There were others, most notably Senator Grisanti, who really summed up not only being a good politician, but also a pretty decent person. Grisanti’s speech essentially stated that, though he was raised to personally believe that same sex marriage was wrong, he had to separate this from his work and recognize that all people were deserving of fair and equal treatment.
My social work sense was tingling the entire time.
It doesn’t make everything perfect. We don’t have full equality and acceptance, things aren’t magically better. This is one step, a massively important step, towards inclusivity.
I am already excited for the way that this affects not only the lives of my friends, family, and all New Yorkers, but for how it affects my work as well.
A lot of the LGBT people we work with are young, struggling with their identity, and dealing with being only marginally accepted, or outright rejected, by their families and communities. Some social workers I know, particularly workers I met in
Japanese Game Show social work school who fancied themselves the Most Out Of The Box Left Thinking Social Worker There Ever Was, talked about marriage equality as an issue of privilege. Something that didn’t matter to a homeless teen.

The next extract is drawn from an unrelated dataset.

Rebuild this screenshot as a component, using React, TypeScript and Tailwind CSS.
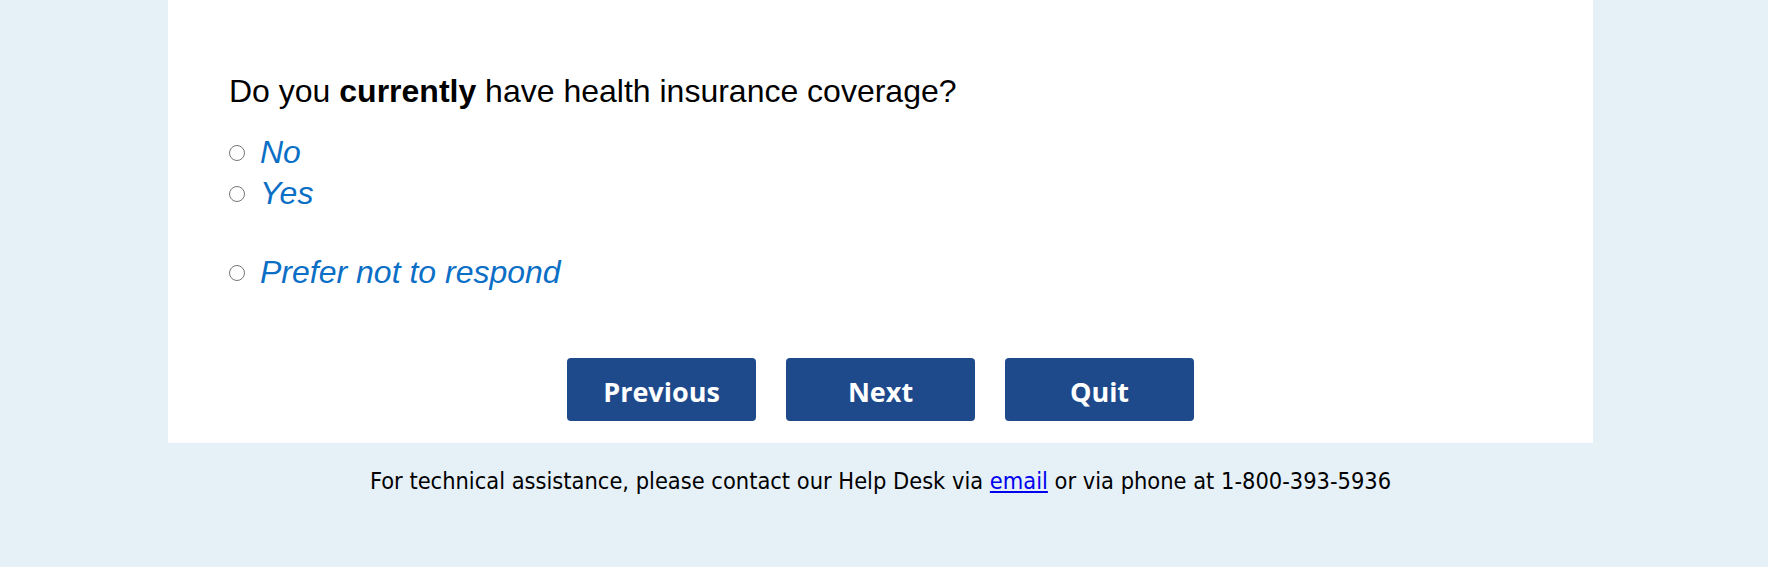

But people who say that are kidding themselves. The right to marry might not mean a whole lot to a teenager recently kicked out of his parents home and struggling to make it day to day. But living in a state that grants that teenager his basic rights and recognizes him as a full citizen counts for a lot. Just listen to couples who have been together for ten, twenty, fifty years, talk about what marriage means to them. Being recognized as a legitimate couple and family, having equal rights…that’s good for everyone.
I certainly hope that, if I had been around during the 1960s civil rights movement, George Wallace and other segregationists would have pissed me off just as much as Ruben Diaz did. Because stripping people of their rights and humanity goes against our values, personally and professionally.
As social workers, and decent people, we need to keep fighting for equality. And we also need to celebrate this victory.
Cider’s on me!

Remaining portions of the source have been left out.